Written instruction ::
Pull every line containing "that" out of the material below.

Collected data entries
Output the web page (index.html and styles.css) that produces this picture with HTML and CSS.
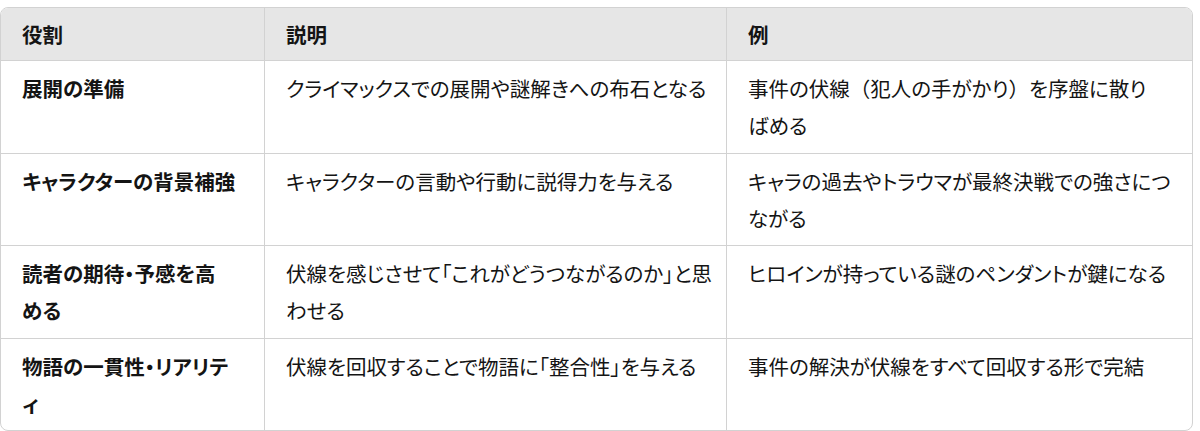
FILE: index.html
```html
<!DOCTYPE html>
<html lang="ja">
<head>
<meta charset="utf-8">
<link rel="stylesheet" href="styles.css">
</head>
<body>
<div class="wrap">
<table class="tbl">
  <colgroup>
    <col class="c1"><col class="c2"><col class="c3">
  </colgroup>
  <thead>
    <tr><th>役割</th><th>説明</th><th>例</th></tr>
  </thead>
  <tbody>
    <tr>
      <td class="role">展開の準備</td>
      <td>クライマックスでの展開や謎解きへの布石となる</td>
      <td>事件の伏線<span class="fw">（</span>犯人の手がかり<span class="fw">）</span>を序盤に散り<br>ばめる</td>
    </tr>
    <tr>
      <td class="role">キャラクターの背景補強</td>
      <td>キャラクターの言動や行動に説得力を与える</td>
      <td>キャラの過去やトラウマが最終決戦での強さにつ<br>ながる</td>
    </tr>
    <tr>
      <td class="role">読者の期待・予感を高<br>める</td>
      <td>伏線を感じさせて「これがどうつながるのか」と思<br>わせる</td>
      <td>ヒロインが持っている謎のペンダントが鍵になる</td>
    </tr>
    <tr>
      <td class="role">物語の一貫性・リアリテ<br>ィ</td>
      <td>伏線を回収することで物語に「整合性」を与える</td>
      <td>事件の解決が伏線をすべて回収する形で完結</td>
    </tr>
  </tbody>
</table>
</div>
</body>
</html>
```
FILE: styles.css
```css
html, body {
  margin: 0;
  padding: 0;
  background: #ffffff;
}
body {
  font-family: "Noto Sans CJK JP", "Noto Sans", sans-serif;
  color: #141414;
}
.wrap {
  padding-top: 7px;
  width: 1193px;
}
.tbl {
  width: 1193px;
  border-collapse: separate;
  border-spacing: 0;
  border: 1px solid #d2d2d2;
  border-radius: 8px;
  overflow: hidden;
  table-layout: fixed;
  font-size: 20.5px;
  font-feature-settings: "palt";
}
.c1 { width: 263px; }
.c2 { width: 462px; }
.c3 { width: auto; }
.tbl th, .tbl td {
  text-align: left;
  vertical-align: top;
  line-height: 37px;
  padding: 9px 8px 8.5px 21px;
  border-left: 1px solid #d2d2d2;
  border-top: 1px solid #d2d2d2;
}
.tbl th:first-child, .tbl td:first-child {
  border-left: none;
}
.tbl thead th {
  border-top: none;
  padding-top: 8px;
  padding-bottom: 7px;
  background: #e6e6e6;
  font-weight: 700;
}
.tbl td.role {
  font-weight: 700;
}
.fw {
  font-feature-settings: normal;
}
```
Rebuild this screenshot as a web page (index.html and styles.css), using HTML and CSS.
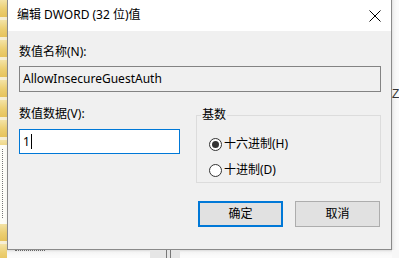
FILE: index.html
```html
<!DOCTYPE html>
<html lang="zh-CN">
<head>
<meta charset="utf-8">
<title>编辑 DWORD (32 位)值</title>
<link rel="stylesheet" href="styles.css">
</head>
<body>
<div class="screen">
  <div class="bg-left">
    <div class="folders"></div>
    <div class="dots"></div>
    <div class="folders short"></div>
  </div>
  <div class="dialog">
    <div class="titlebar">
      <span class="title">编辑 DWORD (32 位)值</span>
      <svg class="close" width="12" height="12" viewBox="0 0 12 12" aria-label="关闭">
        <path d="M0.5 0.5 L11.5 11.5 M11.5 0.5 L0.5 11.5" stroke="#000" stroke-width="1" fill="none"/>
      </svg>
    </div>
    <div class="content">
      <div class="label">数值名称(N):</div>
      <div class="field readonly">AllowInsecureGuestAuth</div>
      <div class="row">
        <div class="data-col">
          <div class="label">数值数据(V):</div>
          <div class="field focused"><span>1</span><span class="caret"></span></div>
        </div>
        <fieldset class="group">
          <legend>基数</legend>
          <div class="radio"><span class="dot checked"></span><span>十六进制(H)</span></div>
          <div class="radio"><span class="dot"></span><span>十进制(D)</span></div>
        </fieldset>
      </div>
      <div class="buttons">
        <div class="btn default">确定</div>
        <div class="btn">取消</div>
      </div>
    </div>
  </div>
  <div class="bg-right"><span class="z">Z</span></div>
  <div class="bg-bottom">
    <span class="btm-mark"></span>
    <span class="btm-shade"></span>
    <span class="btm-lines"></span>
  </div>
  <div class="bg-corner"></div>
</div>
</body>
</html>
```
FILE: styles.css
```css
* { box-sizing: border-box; }
html, body { margin: 0; padding: 0; background: #fff; }
body { font-family: "Noto Sans", "Noto Sans CJK SC", sans-serif; font-size: 12px; color: #000; }

.screen {
  width: 399px;
  height: 258px;
  overflow: hidden;
  display: grid;
  grid-template-columns: 7px 385px 7px;
  grid-template-rows: 250px 8px;
  background: #fbfbfb;
}

.bg-left {
  grid-column: 1; grid-row: 1 / span 2;
  display: flex; flex-direction: column;
  background: #fdfdf8;
}
.folders {
  height: 146px;
  background: repeating-linear-gradient(to bottom,
    #f3e3a6 0, #eccf72 9px, #e6c35c 17px, #f6efd6 17px, #f6efd6 20px);
}
.folders.short { height: 34px; margin-top: 6px; }
.dots {
  height: 70px;
  margin-top: 4px;
  margin-left: 2px;
  border-left: 1px dotted #777;
}

.dialog {
  grid-column: 2; grid-row: 1;
  display: flex; flex-direction: column;
  border: 1px solid #8a8a8a;
  border-top: none;
  background: #f0f0f0;
  box-shadow: 2px 2px 4px rgba(0,0,0,0.18);
}

.titlebar {
  height: 31px;
  background: #fff;
  display: flex;
  align-items: center;
  padding-left: 9px;
  padding-right: 10px;
}
.title { flex: 1; line-height: 16px; margin-top: -1px; }
.close { display: block; }

.content {
  padding: 13px 10px 0 11px;
  display: flex; flex-direction: column;
}
.label { line-height: 16px; height: 16px; }
.field {
  margin-top: 6px;
  height: 26px;
  border: 1px solid #7a7a7a;
  padding-left: 3px;
  display: flex; align-items: center;
  line-height: 16px;
}
.field.readonly { background: #f0f0f0; border-color: #838383; }
.field.focused { background: #fff; border-color: #0078d7; margin-top: 7px; height: 25px; }
.caret { display: inline-block; width: 1px; height: 15px; background: #000; margin-left: 1px; }

.row { display: flex; margin-top: 14px; }
.data-col { width: 161px; }

.group {
  margin: 3px 0 0 16px;
  width: 185px;
  height: 74px;
  border: 1px solid #dcdcdc;
  padding: 10px 0 0 12px;
  min-width: 0;
}
.group legend {
  padding: 0 1px;
  margin-left: -8px;
  line-height: 12px;
}
.radio { display: flex; align-items: center; height: 26px; gap: 2px; line-height: 16px; }
.dot {
  width: 13px; height: 13px;
  border: 1px solid #333;
  border-radius: 50%;
  background: #fff;
  display: flex; align-items: center; justify-content: center;
}
.dot.checked::after {
  content: "";
  width: 7px; height: 7px;
  border-radius: 50%;
  background: #333;
}

.buttons { display: flex; justify-content: flex-end; gap: 12px; margin-top: 18px; padding-right: 1px; }
.btn {
  width: 85px; height: 26px;
  background: #e1e1e1;
  border: 1px solid #adadad;
  display: flex; align-items: center; justify-content: center;
  line-height: 16px;
}
.btn.default { border: 2px solid #0078d7; }

.bg-right {
  grid-column: 3; grid-row: 1;
  background: linear-gradient(to right, #e2e2e2 0, #f3f3f3 2px, #fafafa 5px);
  position: relative;
}
.z { position: absolute; left: 0; top: 87px; font-family: "Liberation Sans", sans-serif; font-size: 12px; line-height: 14px; color: #333; }

.bg-bottom {
  grid-column: 2; grid-row: 2;
  background: linear-gradient(to bottom, #dcdcdc 0, #f4f4f4 2px, #fbfbfb 6px);
  position: relative;
}
.btm-mark { position: absolute; left: 8px; top: 0; width: 30px; height: 1px; border-top: 1px dotted #666; }
.btm-shade { position: absolute; left: 143px; top: 0; width: 30px; height: 8px; background: #e6e6e6; }
.btm-lines { position: absolute; left: 159px; top: 0; width: 5px; height: 8px; border-left: 1px solid #777; border-right: 1px solid #777; }
.bg-corner { grid-column: 3; grid-row: 2; background: #f7f7f7; }
```
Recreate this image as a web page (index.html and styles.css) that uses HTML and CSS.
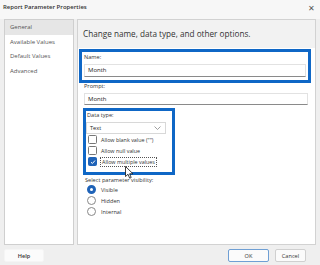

Answer to the exercise ::
Output the web page (index.html and styles.css) that produces this picture with HTML and CSS.
Recreate this image as a web page (index.html and styles.css) that uses HTML and CSS.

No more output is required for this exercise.